Re: [AVR-Chat] Arrays and pointers in GCC
2009-01-12 by subscriptions@aeolusdevelopment.com
David VanHorn wrote
>On Mon, Jan 12, 2009 at 11:46 AM, subscriptions@aeolusdevelopment.com
><subscriptions@aeolusdevelopment.com> wrote:
>> David VanHorn Wrote
>>>> Right terms, think of bit fields.
>>>
>>>Cool, I haven't read about bit fields yet.
>>
>> Just don't use them to define I/O. That way lies perdition ;)
>
>hmm.. Do you have an example?
1'st issue is 'portability of meaning'. How bitfields are assigned is
compiler dependent so you always have to check when using them. Compared
to just masking as appropriate, you are not saving enough mental effort to
make it worthwhile, especially since the benefit is just for a few lines of
I/O code.
2'nd and far larger issue is you just gave up control over how the
read/write are performed. Not a problem (maybe a benefit) for internal
flags. For I/O this shows up in several area's
- bitfields typically are performed as a read/modify write sequence.
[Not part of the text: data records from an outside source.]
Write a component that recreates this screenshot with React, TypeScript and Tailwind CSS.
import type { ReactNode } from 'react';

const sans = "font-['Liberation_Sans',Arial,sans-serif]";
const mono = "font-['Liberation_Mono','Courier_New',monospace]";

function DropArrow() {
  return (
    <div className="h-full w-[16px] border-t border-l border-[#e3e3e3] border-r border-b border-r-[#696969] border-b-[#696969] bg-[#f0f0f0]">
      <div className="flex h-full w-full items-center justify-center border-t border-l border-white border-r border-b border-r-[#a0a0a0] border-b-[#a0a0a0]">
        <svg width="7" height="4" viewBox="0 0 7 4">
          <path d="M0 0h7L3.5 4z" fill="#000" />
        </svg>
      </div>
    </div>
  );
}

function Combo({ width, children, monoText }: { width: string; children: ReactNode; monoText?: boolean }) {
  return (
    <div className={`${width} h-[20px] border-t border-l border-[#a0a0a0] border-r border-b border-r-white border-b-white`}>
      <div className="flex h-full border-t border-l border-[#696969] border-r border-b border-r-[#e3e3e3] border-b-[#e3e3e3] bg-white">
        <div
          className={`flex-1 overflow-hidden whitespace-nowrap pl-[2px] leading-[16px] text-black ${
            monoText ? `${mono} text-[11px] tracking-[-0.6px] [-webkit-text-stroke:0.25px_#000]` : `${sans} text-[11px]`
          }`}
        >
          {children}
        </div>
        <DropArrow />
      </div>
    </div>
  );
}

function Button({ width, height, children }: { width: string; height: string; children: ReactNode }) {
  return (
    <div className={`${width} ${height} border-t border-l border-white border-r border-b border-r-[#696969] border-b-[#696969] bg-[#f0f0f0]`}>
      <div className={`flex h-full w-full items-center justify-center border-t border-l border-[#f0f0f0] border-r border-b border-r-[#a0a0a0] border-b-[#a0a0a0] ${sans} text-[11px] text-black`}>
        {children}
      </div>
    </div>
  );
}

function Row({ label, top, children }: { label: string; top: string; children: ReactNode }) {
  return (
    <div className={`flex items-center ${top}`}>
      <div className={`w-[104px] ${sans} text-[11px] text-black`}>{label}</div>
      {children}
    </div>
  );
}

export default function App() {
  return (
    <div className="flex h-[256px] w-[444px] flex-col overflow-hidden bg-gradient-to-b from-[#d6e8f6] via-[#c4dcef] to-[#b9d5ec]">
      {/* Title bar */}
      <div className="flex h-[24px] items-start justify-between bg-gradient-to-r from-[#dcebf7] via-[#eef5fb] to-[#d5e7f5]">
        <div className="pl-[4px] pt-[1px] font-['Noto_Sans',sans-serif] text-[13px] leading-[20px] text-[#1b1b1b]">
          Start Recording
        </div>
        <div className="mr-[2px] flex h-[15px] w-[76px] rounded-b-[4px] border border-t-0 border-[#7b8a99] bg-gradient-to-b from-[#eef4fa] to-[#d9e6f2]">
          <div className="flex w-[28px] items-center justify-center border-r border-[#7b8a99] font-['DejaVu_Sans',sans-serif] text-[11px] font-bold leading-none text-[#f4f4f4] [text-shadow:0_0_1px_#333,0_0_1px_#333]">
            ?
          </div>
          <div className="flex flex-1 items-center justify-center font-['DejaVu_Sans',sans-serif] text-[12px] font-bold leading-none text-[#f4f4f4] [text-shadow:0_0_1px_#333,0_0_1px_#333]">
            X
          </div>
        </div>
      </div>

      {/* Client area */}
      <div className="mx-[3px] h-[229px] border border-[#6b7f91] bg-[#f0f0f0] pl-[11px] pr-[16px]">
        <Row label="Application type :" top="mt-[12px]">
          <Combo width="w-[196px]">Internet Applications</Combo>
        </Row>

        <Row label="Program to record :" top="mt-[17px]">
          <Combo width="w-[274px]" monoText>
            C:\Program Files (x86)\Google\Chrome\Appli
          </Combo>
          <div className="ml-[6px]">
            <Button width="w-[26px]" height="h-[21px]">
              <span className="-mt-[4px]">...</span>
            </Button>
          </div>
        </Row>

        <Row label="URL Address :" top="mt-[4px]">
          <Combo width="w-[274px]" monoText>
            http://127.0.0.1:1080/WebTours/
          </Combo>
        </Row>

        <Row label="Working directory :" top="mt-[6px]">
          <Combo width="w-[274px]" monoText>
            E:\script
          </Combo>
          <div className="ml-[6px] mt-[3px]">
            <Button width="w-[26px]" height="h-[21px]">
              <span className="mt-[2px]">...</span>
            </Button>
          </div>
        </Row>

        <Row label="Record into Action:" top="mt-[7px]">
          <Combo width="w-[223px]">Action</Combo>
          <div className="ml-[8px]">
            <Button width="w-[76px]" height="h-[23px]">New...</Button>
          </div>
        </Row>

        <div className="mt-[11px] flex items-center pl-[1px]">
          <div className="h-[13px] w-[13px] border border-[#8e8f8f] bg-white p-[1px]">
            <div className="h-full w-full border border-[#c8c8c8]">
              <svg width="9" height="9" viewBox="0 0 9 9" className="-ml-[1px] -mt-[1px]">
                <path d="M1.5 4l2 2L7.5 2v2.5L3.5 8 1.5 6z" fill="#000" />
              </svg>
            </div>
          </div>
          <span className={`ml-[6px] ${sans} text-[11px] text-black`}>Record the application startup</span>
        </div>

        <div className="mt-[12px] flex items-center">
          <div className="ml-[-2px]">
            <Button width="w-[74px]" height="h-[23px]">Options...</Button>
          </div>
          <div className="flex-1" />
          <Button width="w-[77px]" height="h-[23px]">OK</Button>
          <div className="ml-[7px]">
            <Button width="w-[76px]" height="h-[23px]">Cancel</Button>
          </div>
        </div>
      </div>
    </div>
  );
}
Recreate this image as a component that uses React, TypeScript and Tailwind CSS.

This will fail (sometimes dramatically) for read only and write only
registers. For instance given a pair of registers
read only register A at address 100
write only register B at address 100
define a struct to access B with a bitfields of run and scale. register A
is a status register that clears when read. Now writing to the scale
bitfield will read address 100 (thus register A) mask off the appropriate
bits, or in the new scale and write back to address 100 (register B). In
the process of updating the scale you have also unintentionally cleared
register A and possibly changed the run field.
There are also other issues but that should be enough to start with.